For the bank account, you should decide if you want someone to talk to. A lot of people end up with Deutsche Bank initially, because they needed a special type of account to get their visa that only Deutsche Bank provides. But they are also expensive later on. The normal bank account you need for your salary is called Girokonto. There are banks that provide it for free and have physical branches, like Commerzbank. There are also online-only banks that do it for free. Some banks with branches charge up to 10 Euros a month for the account. It's up to you what you want.
With your account you will get a Maestro debit card that works for paying with a PIN and taking money out of the ATM. Most banks charge a fee for using ATMs of different banks unless they are part of the same group (cashgroup is one of them, where Commerzbank, Deutsche Bank and others are part of it). The Sparkasse is something similar to a bank, with branches, and lots of ATMs everywhere, but they are limited to the city where you are. With an account at Berliner Sparkasse you will be able to use an ATM in the Sparkasse in Hamburg (Haspa) for free to take money out, but not go to the cashier in the branch.
Bank accounts do not typically include credit cards, but there are some that provide a free credit card too. Usually you have to pay a yearly fee for credit cards. The acceptance for those is limited. If you do not want to pay cash, use the maestro card. And remember that change is quite valuable here, unlike in the US.
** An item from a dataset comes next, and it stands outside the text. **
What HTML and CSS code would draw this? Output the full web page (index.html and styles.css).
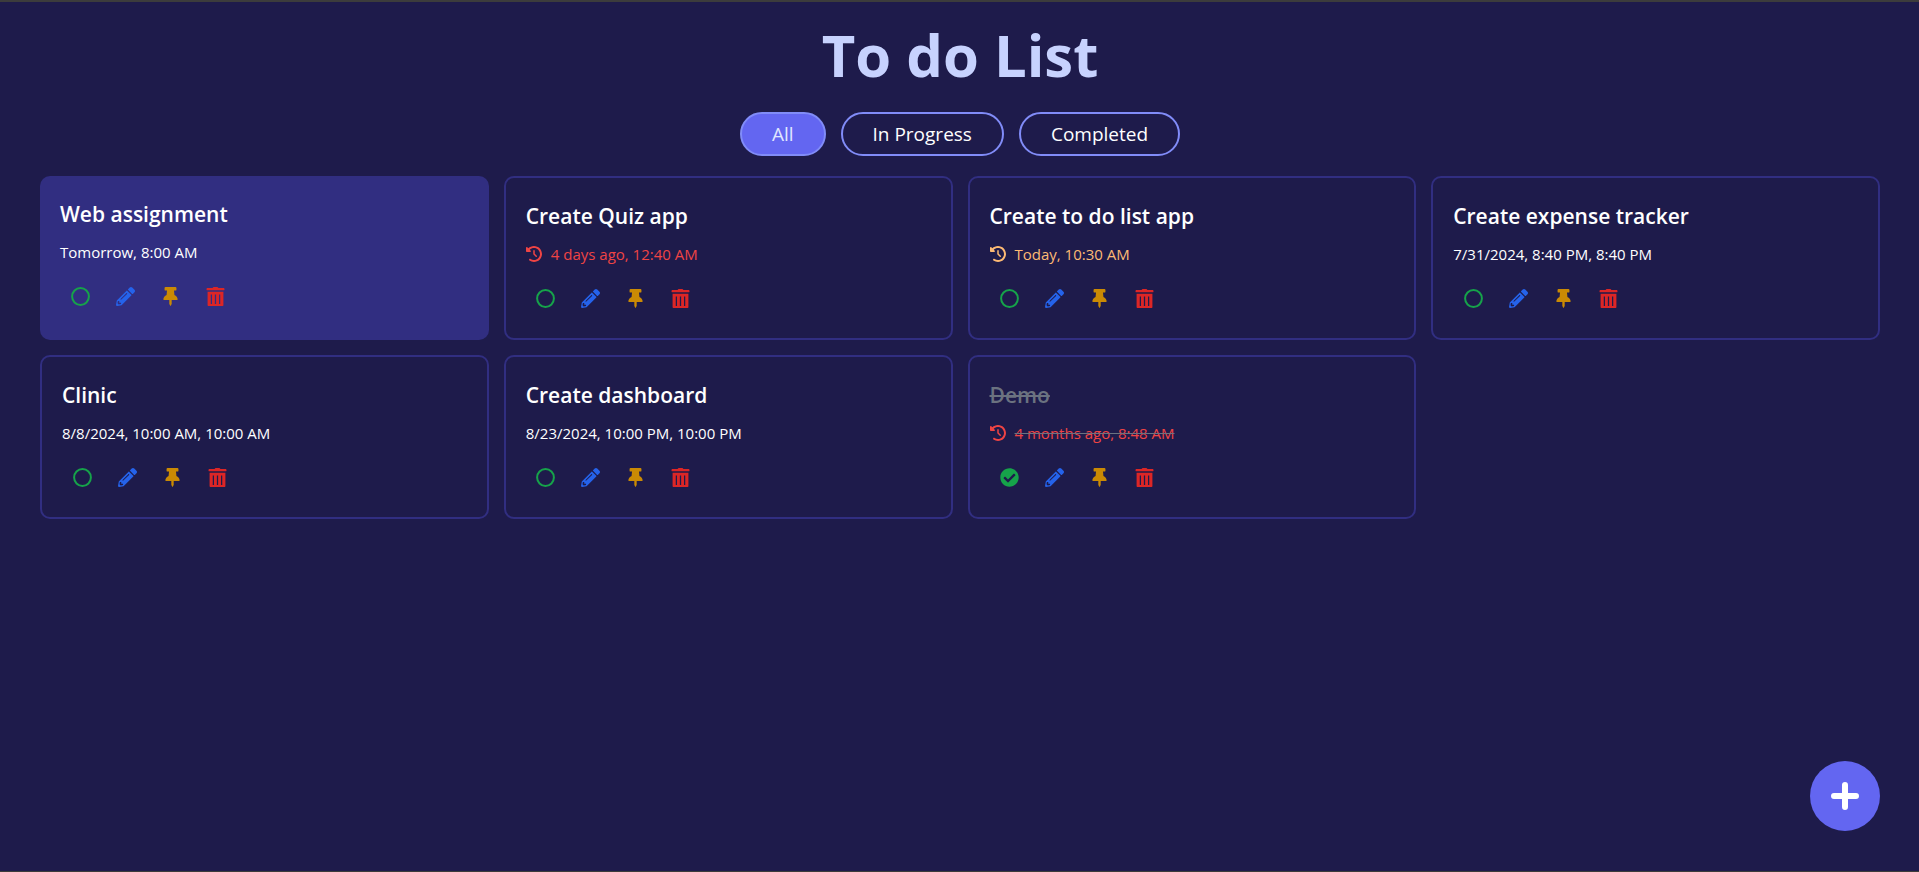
FILE: index.html
```html
<!DOCTYPE html>
<html lang="en">
<head>
<meta charset="utf-8">
<title>To do List</title>
<link rel="stylesheet" href="styles.css">
</head>
<body>
<svg class="sprite" aria-hidden="true">
  <symbol id="open" viewBox="0 0 19 19"><circle cx="9.5" cy="9.5" r="8.4" fill="none" stroke="currentColor" stroke-width="2"/></symbol>
  <symbol id="done" viewBox="0 0 512 512"><path d="M504 256c0 136.967-111.033 248-248 248S8 392.967 8 256 119.033 8 256 8s248 111.033 248 248zM227.314 387.314l184-184c6.248-6.248 6.248-16.379 0-22.627l-22.627-22.627c-6.248-6.249-16.379-6.249-22.628 0L216 308.118l-70.059-70.059c-6.248-6.248-16.379-6.248-22.628 0l-22.627 22.627c-6.248 6.248-6.248 16.379 0 22.627l104 104c6.249 6.249 16.379 6.249 22.628.001z"/></symbol>
  <symbol id="pencil" viewBox="0 0 512 512"><path d="M497.9 142.1l-46.1 46.1c-4.7 4.7-12.3 4.7-17 0l-111-111c-4.7-4.7-4.7-12.3 0-17l46.1-46.1c18.7-18.7 49.1-18.7 67.9 0l60.1 60.1c18.8 18.7 18.8 49.1 0 67.9zM284.2 99.8L21.6 362.4.4 483.9c-2.9 16.4 11.4 30.6 27.8 27.8l121.5-21.3 262.6-262.6c4.7-4.7 4.7-12.3 0-17l-111-111c-4.8-4.7-12.4-4.7-17.1 0zM124.1 339.9c-5.5-5.5-5.5-14.3 0-19.8l154-154c5.5-5.5 14.3-5.5 19.8 0s5.5 14.3 0 19.8l-154 154c-5.5 5.5-14.3 5.5-19.8 0zM88 424h48v36.3l-64.5 11.3-31.1-31.1L51.7 376H88v48z"/></symbol>
  <symbol id="pin" viewBox="0 0 384 512"><path d="M298.028 214.267L285.793 96H328c13.255 0 24-10.745 24-24V24c0-13.255-10.745-24-24-24H56C42.745 0 32 10.745 32 24v48c0 13.255 10.745 24 24 24h42.207L85.972 214.267C37.465 236.82 0 277.261 0 328c0 13.255 10.745 24 24 24h136v104.007c0 1.242.289 2.467.845 3.578l24 48c2.941 5.882 11.364 5.893 14.311 0l24-48a8.008 8.008 0 0 0 .845-3.578V352h136c13.255 0 24-10.745 24-24-.001-51.183-37.983-91.42-85.973-113.733z"/></symbol>
  <symbol id="trash" viewBox="0 0 17 18"><path fill-rule="evenodd" d="M1 1h4.600L6.200.400C6.400.150 6.700 0 7 0h3c.3 0 .6.150.8.400L11.400 1H16c.6 0 1 .4 1 1v.7c0 .2-.1.300-.3.300H.3C.1 3 0 2.900 0 2.700V2c0-.6.4-1 1-1zM1 4.500h15V17c0 .6-.4 1-1 1H2c-.6 0-1-.4-1-1zM4 7v9h1.200V7zM7.900 7v9h1.200V7zM11.800 7v9H13V7z"/></symbol>
  <symbol id="history" viewBox="0 0 512 512"><path d="M75 75L41 41C26 26 0 37 0 58v110c0 13 11 24 24 24h110c21 0 32-26 17-41l-31-31c35-35 83-56 136-56 106 0 192 86 192 192s-86 192-192 192c-41 0-78-13-109-34-15-10-35-7-45 8s-6 34 8 45c42 28 92 45 146 45 141 0 256-115 256-256S397 0 256 0C185 0 121 29 75 75zM256 128c-13 0-24 11-24 24v104c0 6 3 12 7 17l72 72c9 9 25 9 34 0s9-25 0-34l-65-65v-94c0-13-11-24-24-24z"/></symbol>
  <symbol id="plus" viewBox="0 0 28 28"><path d="M14 3v22M3 14h22" fill="none" stroke="currentColor" stroke-width="6" stroke-linecap="round"/></symbol>
</svg>
<main class="page">
  <h1 class="heading">To do List</h1>
  <nav class="filters" aria-label="Filter tasks">
    <button class="filter filter-active" type="button">All</button>
    <button class="filter" type="button">In Progress</button>
    <button class="filter" type="button">Completed</button>
  </nav>
  <section class="tasks">
    <article class="task task-pinned">
      <h2 class="task-title">Web assignment</h2>
      <p class="task-date"><span>Tomorrow, 8:00 AM</span></p>
      <div class="actions">
        <button class="action complete" type="button" aria-label="Complete"><svg><use href="#open"/></svg></button>
        <button class="action edit" type="button" aria-label="Edit"><svg><use href="#pencil"/></svg></button>
        <button class="action pin" type="button" aria-label="Pin"><svg><use href="#pin"/></svg></button>
        <button class="action delete" type="button" aria-label="Delete"><svg><use href="#trash"/></svg></button>
      </div>
    </article>
    <article class="task">
      <h2 class="task-title">Create Quiz app</h2>
      <p class="task-date overdue"><svg class="clock"><use href="#history"/></svg><span>4 days ago, 12:40 AM</span></p>
      <div class="actions">
        <button class="action complete" type="button" aria-label="Complete"><svg><use href="#open"/></svg></button>
        <button class="action edit" type="button" aria-label="Edit"><svg><use href="#pencil"/></svg></button>
        <button class="action pin" type="button" aria-label="Pin"><svg><use href="#pin"/></svg></button>
        <button class="action delete" type="button" aria-label="Delete"><svg><use href="#trash"/></svg></button>
      </div>
    </article>
    <article class="task">
      <h2 class="task-title">Create to do list app</h2>
      <p class="task-date today"><svg class="clock"><use href="#history"/></svg><span>Today, 10:30 AM</span></p>
      <div class="actions">
        <button class="action complete" type="button" aria-label="Complete"><svg><use href="#open"/></svg></button>
        <button class="action edit" type="button" aria-label="Edit"><svg><use href="#pencil"/></svg></button>
        <button class="action pin" type="button" aria-label="Pin"><svg><use href="#pin"/></svg></button>
        <button class="action delete" type="button" aria-label="Delete"><svg><use href="#trash"/></svg></button>
      </div>
    </article>
    <article class="task">
      <h2 class="task-title">Create expense tracker</h2>
      <p class="task-date"><span>7/31/2024, 8:40 PM, 8:40 PM</span></p>
      <div class="actions">
        <button class="action complete" type="button" aria-label="Complete"><svg><use href="#open"/></svg></button>
        <button class="action edit" type="button" aria-label="Edit"><svg><use href="#pencil"/></svg></button>
        <button class="action pin" type="button" aria-label="Pin"><svg><use href="#pin"/></svg></button>
        <button class="action delete" type="button" aria-label="Delete"><svg><use href="#trash"/></svg></button>
      </div>
    </article>
    <article class="task">
      <h2 class="task-title">Clinic</h2>
      <p class="task-date"><span>8/8/2024, 10:00 AM, 10:00 AM</span></p>
      <div class="actions">
        <button class="action complete" type="button" aria-label="Complete"><svg><use href="#open"/></svg></button>
        <button class="action edit" type="button" aria-label="Edit"><svg><use href="#pencil"/></svg></button>
        <button class="action pin" type="button" aria-label="Pin"><svg><use href="#pin"/></svg></button>
        <button class="action delete" type="button" aria-label="Delete"><svg><use href="#trash"/></svg></button>
      </div>
    </article>
    <article class="task">
      <h2 class="task-title">Create dashboard</h2>
      <p class="task-date"><span>8/23/2024, 10:00 PM, 10:00 PM</span></p>
      <div class="actions">
        <button class="action complete" type="button" aria-label="Complete"><svg><use href="#open"/></svg></button>
        <button class="action edit" type="button" aria-label="Edit"><svg><use href="#pencil"/></svg></button>
        <button class="action pin" type="button" aria-label="Pin"><svg><use href="#pin"/></svg></button>
        <button class="action delete" type="button" aria-label="Delete"><svg><use href="#trash"/></svg></button>
      </div>
    </article>
    <article class="task task-done">
      <h2 class="task-title">Demo</h2>
      <p class="task-date overdue"><svg class="clock"><use href="#history"/></svg><span>4 months ago, 8:48 AM</span></p>
      <div class="actions">
        <button class="action complete" type="button" aria-label="Reopen"><svg><use href="#done"/></svg></button>
        <button class="action edit" type="button" aria-label="Edit"><svg><use href="#pencil"/></svg></button>
        <button class="action pin" type="button" aria-label="Pin"><svg><use href="#pin"/></svg></button>
        <button class="action delete" type="button" aria-label="Delete"><svg><use href="#trash"/></svg></button>
      </div>
    </article>
  </section>
</main>
<button class="add" type="button" aria-label="Add task"><svg><use href="#plus"/></svg></button>
</body>
</html>
```

FILE: styles.css
```css
* { box-sizing: border-box; }
body {
  margin: 0;
  background: #1e1b4b;
  color: #fff;
  font-family: "Segoe UI", "Open Sans", "Noto Sans", sans-serif;
}
button { font: inherit; color: inherit; cursor: pointer; }
.sprite { position: absolute; width: 0; height: 0; }
.page {
  min-height: 100vh;
  padding: 23px 39px 24px 40px;
  border-top: 2px solid #3c3c3c;
  border-bottom: 1px solid #3c3c3c;
}
.heading {
  margin: 0 0 27px;
  color: #c7d2fe;
  font-size: 58px;
  font-weight: 700;
  line-height: 60px;
  text-align: center;
}
.filters {
  display: flex;
  justify-content: center;
  gap: 15px;
  margin-bottom: 20px;
}
.filter {
  padding: 6px 30px;
  border: 2px solid #818cf8;
  border-radius: 22px;
  background: transparent;
  font-size: 19px;
  line-height: 28px;
}
.filter-active { background: #6366f1; color: #e0e7ff; }
.tasks {
  display: grid;
  grid-template-columns: repeat(4, minmax(0, 1fr));
  gap: 15px;
}
.task {
  padding: 20px;
  border: 2px solid #312e81;
  border-radius: 10px;
}
.task-pinned { border: 0; background: #312e81; }
.task-title {
  margin: 0 0 8px;
  font-size: 21px;
  font-weight: 600;
  line-height: 36px;
}
.task-date {
  display: flex;
  align-items: center;
  gap: 9px;
  margin: 0 0 12px;
  font-size: 15px;
  line-height: 24px;
}
.clock { width: 16px; height: 16px; fill: currentColor; }
.overdue { color: #ef4444; }
.today { color: #fdba74; }
.task-done .task-title { color: #6b7280; text-decoration: line-through; }
.task-done .task-date span { text-decoration: line-through #6b7280; }
.actions { display: flex; gap: 5px; }
.action {
  display: grid;
  place-items: center;
  width: 40px;
  height: 40px;
  padding: 0;
  border: 0;
  background: transparent;
}
.action svg { width: 19px; height: 19px; fill: currentColor; }
.complete { color: #16a34a; }
.edit { color: #2563eb; }
.pin { color: #ca8a04; }
.delete { color: #dc2626; }
.add {
  position: fixed;
  right: 39px;
  bottom: 41px;
  display: grid;
  place-items: center;
  width: 70px;
  height: 70px;
  padding: 0;
  border: 0;
  border-radius: 50%;
  background: #6366f1;
}
.add svg { width: 28px; height: 28px; }
```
I don't know how hard it is to get an account in an online-only bank. There are types of work visas like the blue card where you need to get the bank account fast. It's a bit hard to get started, especially if you don't have an address yet, and a bank with a branch that you can go to, and maybe take a new coworker with you to help with paperwork goes a long way.
With regards to 3, it depends. In Germany we usually distinguish between so-called contracts and prepaid top-ups. Decide what you need the phone for. Do you want to do a lot of calling to other countries over the phone network? Do you need a lot of mobile data? Do you want to send SMS?
At the moment you can get decent rates with free unlimited calls and SMS pretty much on every network. Those are called Flatrate or Flat in German. Both the large traditional companies as well as cheap, mostly migrant-targeting prepaid providers have those and you can get a decent deal for 10 to 15 Euros a month easily.
Some of the large, traditional providers include T-Mobile, O2 and Vodafone. All of them also have prepaid, in which case the network coverage is mostly better than with the prepaid-only companies. Almost every discount supermarket chain offers prepaid, but the prices vary. Some of them are Lidl and ALDI. There are also prepaid-only companies that are ventures of the traditional ones, like Klarmobil or Congstar. Then there are the ones that target migrants and low-income people, like Lycamobile, and Lebara as well as maybe Turkcell. They offer special packages you can book after you've topped up to call certain countries for free or very cheap. There are deals for Turkey, the Middle East and northern Africa mostly. You can buy top up for those things in every little Spätie store in Berlin and you can top up as little as 2.5 Euros.
Typically mobile data comes in packages of 300MB, 1GB, 3GB and 5GB and cost somewhere between 10 and 20 Euros per month. For the prepaid things, you typically top up, then send an SMS to activate one of the packages, which will then last for 30 days and might automatically re-book if you have enough credit.
If you intend to stay long and you have a secure job you can make a contract with a traditional carrier, but keep in mind that those usually come with a 2 year attachment, and the only way to get out of them early is to prove that you are moving away from Germany. If you're not sure, get prepaid with a large company, then later move your number over to a contract if you want.
If you intend to travel within Germany the whole data roaming should not be an issue with any of the providers any more starting from the middle of June this year, as a new law will basically remove the costs and you will be able to use your data anywhere in Europe without extra charge (hopefully).
In addition to that, if you want landline internet at home, you can either get DSL or cable (Kabel). Again most companies will only make contracts that have a minimum duration of 24 months and you will have to pay a fee to change your address if you move around. You will also get a landline phone number, but you don't need to get an actual phone and connect it.